## OBJECTIVE
Pull out each line of the records holding the string "this".

## DATASET RECORDS
-.-.-

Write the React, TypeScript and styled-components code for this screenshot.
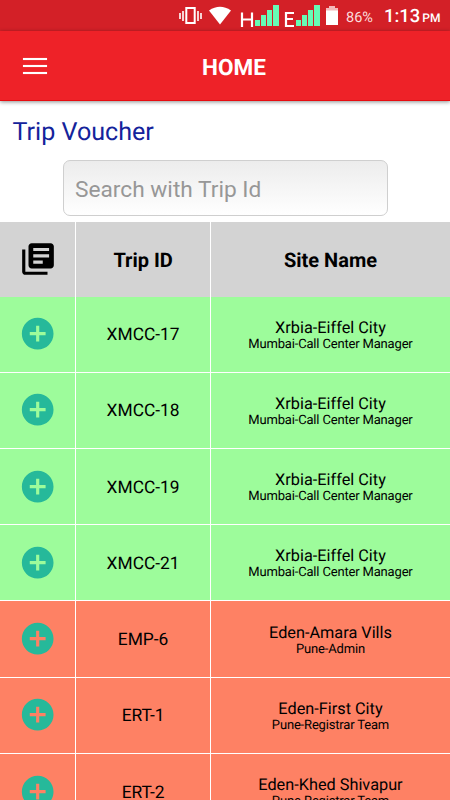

-.-.-

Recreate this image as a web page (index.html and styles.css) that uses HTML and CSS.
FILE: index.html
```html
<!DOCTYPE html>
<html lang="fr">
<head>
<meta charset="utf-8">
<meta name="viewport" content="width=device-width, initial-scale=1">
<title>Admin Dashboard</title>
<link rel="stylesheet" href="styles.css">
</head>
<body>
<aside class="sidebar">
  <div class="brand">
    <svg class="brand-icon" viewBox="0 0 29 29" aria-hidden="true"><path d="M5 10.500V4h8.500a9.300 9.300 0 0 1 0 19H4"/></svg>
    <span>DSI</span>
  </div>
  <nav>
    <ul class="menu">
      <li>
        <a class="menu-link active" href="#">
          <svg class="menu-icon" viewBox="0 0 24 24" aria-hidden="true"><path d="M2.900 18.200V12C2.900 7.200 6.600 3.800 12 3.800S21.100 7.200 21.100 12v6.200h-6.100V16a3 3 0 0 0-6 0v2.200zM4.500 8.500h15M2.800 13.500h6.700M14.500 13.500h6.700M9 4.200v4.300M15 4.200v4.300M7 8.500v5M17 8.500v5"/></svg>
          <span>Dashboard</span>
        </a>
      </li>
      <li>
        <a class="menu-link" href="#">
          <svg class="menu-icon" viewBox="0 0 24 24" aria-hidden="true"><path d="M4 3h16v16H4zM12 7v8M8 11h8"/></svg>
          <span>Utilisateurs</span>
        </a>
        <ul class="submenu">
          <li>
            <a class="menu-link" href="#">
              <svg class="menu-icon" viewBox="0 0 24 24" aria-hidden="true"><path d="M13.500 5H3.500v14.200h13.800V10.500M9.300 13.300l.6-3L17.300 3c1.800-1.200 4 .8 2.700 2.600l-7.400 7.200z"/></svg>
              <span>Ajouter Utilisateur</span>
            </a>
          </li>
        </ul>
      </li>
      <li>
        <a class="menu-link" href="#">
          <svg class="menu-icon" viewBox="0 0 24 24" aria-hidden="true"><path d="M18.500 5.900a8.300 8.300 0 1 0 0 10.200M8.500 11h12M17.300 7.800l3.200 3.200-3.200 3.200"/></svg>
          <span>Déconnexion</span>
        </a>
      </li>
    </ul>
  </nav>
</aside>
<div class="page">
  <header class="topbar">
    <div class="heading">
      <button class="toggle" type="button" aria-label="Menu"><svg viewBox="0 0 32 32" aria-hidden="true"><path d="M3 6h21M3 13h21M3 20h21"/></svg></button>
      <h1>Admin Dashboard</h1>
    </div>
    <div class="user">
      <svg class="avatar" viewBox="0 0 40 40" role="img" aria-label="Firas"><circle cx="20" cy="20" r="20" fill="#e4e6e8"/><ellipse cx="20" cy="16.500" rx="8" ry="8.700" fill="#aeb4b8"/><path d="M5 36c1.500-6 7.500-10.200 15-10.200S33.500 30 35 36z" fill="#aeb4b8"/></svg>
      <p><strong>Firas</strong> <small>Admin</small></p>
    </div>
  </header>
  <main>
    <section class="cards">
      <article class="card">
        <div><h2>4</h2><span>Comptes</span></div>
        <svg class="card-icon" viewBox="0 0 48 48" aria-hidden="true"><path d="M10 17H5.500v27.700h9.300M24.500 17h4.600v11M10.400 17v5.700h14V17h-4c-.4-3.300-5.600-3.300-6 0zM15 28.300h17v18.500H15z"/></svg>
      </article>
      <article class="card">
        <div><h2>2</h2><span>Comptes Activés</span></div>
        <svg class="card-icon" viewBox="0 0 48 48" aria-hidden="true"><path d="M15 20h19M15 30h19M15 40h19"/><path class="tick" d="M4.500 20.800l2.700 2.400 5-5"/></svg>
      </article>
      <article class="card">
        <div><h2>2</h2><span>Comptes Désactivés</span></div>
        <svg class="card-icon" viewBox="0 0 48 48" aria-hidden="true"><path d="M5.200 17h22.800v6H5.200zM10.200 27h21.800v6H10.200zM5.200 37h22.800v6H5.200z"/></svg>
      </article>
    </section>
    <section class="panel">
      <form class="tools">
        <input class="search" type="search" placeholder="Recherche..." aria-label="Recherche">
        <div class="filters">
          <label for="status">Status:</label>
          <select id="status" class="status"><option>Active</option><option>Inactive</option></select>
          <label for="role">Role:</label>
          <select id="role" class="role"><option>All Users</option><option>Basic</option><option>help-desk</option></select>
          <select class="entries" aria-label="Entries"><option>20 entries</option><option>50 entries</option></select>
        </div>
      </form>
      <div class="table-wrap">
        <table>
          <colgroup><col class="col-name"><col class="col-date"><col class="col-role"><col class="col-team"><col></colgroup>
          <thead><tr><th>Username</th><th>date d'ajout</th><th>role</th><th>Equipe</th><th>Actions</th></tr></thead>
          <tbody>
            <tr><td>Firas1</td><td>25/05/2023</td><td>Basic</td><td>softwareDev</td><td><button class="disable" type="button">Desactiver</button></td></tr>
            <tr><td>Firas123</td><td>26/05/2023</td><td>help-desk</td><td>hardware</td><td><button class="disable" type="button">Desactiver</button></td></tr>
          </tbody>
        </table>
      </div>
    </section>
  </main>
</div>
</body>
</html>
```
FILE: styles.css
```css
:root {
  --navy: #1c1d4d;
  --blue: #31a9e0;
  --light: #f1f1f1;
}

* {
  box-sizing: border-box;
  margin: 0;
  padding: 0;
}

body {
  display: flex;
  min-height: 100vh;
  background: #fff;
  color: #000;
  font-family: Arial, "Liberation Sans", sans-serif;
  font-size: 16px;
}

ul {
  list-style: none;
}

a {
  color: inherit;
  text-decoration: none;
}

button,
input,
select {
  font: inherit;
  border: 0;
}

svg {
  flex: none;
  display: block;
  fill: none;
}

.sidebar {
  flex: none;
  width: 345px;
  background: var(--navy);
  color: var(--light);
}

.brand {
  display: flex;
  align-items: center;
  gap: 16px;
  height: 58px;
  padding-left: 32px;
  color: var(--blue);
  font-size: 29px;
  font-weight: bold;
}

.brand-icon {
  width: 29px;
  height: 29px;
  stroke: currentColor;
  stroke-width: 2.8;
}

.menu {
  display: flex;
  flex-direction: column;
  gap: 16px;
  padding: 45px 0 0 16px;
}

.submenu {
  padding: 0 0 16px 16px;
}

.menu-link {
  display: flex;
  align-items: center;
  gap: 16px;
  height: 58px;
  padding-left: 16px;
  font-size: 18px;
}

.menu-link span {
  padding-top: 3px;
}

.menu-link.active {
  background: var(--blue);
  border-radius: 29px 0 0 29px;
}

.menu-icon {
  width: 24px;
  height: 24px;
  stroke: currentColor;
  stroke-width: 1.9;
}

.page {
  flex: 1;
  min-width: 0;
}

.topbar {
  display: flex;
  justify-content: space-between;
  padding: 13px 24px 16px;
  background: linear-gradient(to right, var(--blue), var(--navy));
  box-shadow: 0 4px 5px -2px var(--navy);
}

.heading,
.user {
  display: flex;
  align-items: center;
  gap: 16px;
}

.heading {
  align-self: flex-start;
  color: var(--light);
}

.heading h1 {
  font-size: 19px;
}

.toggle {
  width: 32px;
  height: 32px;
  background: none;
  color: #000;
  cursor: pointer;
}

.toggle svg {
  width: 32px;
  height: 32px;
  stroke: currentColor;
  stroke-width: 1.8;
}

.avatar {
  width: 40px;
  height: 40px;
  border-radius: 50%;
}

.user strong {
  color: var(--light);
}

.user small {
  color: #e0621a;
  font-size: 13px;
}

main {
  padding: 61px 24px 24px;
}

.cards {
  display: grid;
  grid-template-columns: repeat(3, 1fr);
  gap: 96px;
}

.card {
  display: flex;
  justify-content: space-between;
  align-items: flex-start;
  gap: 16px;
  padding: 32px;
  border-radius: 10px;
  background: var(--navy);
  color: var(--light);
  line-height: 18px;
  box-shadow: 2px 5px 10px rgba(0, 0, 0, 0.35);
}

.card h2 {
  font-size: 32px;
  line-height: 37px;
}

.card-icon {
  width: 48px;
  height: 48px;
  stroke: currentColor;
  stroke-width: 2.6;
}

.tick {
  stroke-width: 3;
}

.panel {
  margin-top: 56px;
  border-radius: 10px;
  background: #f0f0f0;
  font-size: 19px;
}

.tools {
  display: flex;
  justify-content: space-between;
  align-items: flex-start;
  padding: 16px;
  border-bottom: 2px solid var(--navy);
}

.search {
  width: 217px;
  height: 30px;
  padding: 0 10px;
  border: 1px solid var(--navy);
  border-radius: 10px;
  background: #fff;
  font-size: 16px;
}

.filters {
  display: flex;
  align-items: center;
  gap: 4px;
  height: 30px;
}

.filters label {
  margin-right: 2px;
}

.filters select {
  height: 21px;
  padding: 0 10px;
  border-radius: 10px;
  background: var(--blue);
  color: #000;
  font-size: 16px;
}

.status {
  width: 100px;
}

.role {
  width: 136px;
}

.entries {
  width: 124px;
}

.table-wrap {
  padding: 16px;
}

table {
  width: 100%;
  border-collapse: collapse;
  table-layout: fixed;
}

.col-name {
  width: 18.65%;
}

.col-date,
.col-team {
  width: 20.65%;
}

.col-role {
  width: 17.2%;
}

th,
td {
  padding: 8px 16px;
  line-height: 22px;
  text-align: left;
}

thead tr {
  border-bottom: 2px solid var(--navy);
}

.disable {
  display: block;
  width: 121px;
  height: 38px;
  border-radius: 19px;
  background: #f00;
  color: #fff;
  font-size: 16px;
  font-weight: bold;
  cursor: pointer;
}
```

-.-.-

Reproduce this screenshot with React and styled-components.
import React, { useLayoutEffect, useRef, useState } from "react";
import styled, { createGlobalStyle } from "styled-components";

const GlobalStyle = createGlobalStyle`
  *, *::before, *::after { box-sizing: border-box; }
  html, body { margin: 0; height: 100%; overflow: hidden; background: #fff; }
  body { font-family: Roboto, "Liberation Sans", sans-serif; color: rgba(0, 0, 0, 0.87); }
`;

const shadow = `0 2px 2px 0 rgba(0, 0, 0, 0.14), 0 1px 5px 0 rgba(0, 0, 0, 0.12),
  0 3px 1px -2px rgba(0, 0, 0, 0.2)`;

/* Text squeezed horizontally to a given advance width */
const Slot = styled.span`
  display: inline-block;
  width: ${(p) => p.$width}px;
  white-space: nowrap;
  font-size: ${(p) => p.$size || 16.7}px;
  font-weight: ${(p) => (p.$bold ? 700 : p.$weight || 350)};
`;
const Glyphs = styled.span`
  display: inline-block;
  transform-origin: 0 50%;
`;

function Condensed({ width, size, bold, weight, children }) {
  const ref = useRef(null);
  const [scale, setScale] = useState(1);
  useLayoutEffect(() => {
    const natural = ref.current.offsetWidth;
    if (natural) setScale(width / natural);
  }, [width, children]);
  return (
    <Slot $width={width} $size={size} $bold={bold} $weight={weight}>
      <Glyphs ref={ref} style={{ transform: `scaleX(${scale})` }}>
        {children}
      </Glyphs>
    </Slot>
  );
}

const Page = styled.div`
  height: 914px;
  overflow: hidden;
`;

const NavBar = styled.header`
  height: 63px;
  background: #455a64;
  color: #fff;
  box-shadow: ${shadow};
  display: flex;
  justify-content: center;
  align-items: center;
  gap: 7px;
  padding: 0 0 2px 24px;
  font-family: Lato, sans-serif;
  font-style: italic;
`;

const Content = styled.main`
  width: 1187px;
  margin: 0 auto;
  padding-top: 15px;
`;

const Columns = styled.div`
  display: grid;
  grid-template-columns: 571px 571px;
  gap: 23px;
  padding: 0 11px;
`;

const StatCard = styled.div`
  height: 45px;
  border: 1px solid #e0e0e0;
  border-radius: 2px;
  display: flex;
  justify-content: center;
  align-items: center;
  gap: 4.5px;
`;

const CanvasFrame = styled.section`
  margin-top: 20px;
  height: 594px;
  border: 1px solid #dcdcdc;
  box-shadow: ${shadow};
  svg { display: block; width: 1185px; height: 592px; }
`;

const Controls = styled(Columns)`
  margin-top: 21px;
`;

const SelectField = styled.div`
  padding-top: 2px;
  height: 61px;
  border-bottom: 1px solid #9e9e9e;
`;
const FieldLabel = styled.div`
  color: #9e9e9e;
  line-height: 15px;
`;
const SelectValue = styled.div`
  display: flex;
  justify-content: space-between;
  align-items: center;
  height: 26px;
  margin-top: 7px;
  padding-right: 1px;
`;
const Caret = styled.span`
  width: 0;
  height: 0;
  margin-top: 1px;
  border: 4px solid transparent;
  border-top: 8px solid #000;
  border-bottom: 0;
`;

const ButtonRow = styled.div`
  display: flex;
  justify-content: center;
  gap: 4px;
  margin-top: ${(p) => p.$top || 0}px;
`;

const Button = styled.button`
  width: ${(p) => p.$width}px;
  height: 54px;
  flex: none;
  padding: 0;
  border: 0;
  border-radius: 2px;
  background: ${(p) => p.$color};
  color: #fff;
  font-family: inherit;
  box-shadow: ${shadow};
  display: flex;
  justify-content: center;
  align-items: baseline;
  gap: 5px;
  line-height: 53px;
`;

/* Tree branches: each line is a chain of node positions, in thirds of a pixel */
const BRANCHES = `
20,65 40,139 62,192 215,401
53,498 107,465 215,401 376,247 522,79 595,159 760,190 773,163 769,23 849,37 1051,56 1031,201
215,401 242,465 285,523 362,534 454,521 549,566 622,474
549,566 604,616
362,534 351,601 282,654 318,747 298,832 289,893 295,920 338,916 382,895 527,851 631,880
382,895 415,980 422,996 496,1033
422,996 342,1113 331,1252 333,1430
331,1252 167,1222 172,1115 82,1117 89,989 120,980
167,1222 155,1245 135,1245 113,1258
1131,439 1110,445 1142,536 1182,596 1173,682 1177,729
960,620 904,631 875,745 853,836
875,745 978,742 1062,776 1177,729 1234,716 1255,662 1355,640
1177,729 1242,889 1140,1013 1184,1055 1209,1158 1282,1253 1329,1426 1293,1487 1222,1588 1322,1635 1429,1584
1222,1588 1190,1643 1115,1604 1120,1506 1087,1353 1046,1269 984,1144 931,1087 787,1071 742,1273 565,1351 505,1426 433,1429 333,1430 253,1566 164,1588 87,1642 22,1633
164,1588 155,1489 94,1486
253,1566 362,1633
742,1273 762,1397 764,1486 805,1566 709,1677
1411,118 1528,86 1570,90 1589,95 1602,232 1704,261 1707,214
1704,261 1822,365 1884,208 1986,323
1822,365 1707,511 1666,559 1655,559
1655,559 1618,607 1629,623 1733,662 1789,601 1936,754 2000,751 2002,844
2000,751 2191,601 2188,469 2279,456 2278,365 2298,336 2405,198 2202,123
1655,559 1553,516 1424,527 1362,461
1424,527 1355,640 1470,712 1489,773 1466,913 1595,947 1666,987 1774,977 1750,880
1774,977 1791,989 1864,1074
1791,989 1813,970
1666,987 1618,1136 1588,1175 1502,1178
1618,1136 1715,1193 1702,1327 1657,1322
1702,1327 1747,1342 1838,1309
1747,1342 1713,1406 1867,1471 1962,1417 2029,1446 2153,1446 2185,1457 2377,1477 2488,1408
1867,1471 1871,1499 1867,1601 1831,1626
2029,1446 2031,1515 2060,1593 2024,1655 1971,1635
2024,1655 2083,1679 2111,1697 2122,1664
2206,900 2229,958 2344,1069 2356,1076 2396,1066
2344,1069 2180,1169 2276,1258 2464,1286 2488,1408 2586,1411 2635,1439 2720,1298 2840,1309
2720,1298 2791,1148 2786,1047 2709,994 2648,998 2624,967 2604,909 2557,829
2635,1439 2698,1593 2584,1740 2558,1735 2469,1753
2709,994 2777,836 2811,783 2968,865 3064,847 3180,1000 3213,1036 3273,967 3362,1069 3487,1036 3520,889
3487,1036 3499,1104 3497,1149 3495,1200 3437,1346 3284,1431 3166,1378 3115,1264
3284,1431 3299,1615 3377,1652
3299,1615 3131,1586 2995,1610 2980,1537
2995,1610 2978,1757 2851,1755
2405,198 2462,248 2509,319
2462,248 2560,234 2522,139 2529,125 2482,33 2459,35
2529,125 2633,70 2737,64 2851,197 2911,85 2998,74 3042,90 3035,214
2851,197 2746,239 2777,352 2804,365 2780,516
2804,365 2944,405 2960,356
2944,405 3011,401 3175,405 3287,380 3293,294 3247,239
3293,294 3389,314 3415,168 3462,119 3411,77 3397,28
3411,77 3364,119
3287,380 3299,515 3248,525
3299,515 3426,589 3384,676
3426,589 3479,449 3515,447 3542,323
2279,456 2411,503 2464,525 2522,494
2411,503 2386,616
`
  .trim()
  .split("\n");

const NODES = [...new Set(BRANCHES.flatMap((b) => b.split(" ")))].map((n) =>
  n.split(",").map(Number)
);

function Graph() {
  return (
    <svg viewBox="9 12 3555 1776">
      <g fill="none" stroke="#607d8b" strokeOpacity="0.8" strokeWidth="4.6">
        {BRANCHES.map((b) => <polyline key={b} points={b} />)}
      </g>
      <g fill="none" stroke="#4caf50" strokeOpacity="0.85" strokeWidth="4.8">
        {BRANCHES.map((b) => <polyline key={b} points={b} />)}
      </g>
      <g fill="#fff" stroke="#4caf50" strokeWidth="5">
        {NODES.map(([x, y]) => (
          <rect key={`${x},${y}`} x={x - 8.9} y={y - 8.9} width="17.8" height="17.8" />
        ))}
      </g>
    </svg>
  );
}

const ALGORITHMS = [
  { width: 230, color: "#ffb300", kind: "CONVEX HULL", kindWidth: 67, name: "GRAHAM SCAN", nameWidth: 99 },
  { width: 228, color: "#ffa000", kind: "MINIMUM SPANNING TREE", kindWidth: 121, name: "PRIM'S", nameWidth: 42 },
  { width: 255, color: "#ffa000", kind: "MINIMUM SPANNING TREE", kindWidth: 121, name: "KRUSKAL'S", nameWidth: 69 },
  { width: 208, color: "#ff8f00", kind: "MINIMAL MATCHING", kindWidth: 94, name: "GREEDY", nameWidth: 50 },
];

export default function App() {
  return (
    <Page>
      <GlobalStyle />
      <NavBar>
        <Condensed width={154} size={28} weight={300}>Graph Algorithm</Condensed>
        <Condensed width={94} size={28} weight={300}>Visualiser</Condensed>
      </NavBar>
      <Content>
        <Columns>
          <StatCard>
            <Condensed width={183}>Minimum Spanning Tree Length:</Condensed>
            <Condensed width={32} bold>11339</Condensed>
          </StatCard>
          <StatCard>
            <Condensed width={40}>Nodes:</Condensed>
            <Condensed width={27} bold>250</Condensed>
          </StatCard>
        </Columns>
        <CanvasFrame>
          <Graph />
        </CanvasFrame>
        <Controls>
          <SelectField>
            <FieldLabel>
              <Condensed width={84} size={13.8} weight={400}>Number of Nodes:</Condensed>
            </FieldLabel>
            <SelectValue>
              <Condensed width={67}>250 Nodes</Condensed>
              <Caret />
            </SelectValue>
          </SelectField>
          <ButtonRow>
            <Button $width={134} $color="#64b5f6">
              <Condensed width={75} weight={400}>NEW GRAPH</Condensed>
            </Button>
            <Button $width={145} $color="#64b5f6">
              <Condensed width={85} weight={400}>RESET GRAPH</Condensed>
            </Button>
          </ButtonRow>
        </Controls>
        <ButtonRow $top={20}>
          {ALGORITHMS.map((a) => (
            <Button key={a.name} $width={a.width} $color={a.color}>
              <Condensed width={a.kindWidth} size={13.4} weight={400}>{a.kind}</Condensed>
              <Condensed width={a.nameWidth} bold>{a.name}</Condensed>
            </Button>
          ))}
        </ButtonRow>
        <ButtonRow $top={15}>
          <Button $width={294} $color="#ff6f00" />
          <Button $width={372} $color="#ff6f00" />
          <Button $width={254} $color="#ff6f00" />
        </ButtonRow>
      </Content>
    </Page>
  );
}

-.-.-

## WRITTEN ANSWER
Write the React, TypeScript and styled-components code for this screenshot.
Recreate this image as a web page (index.html and styles.css) that uses HTML and CSS.
Reproduce this screenshot with React and styled-components.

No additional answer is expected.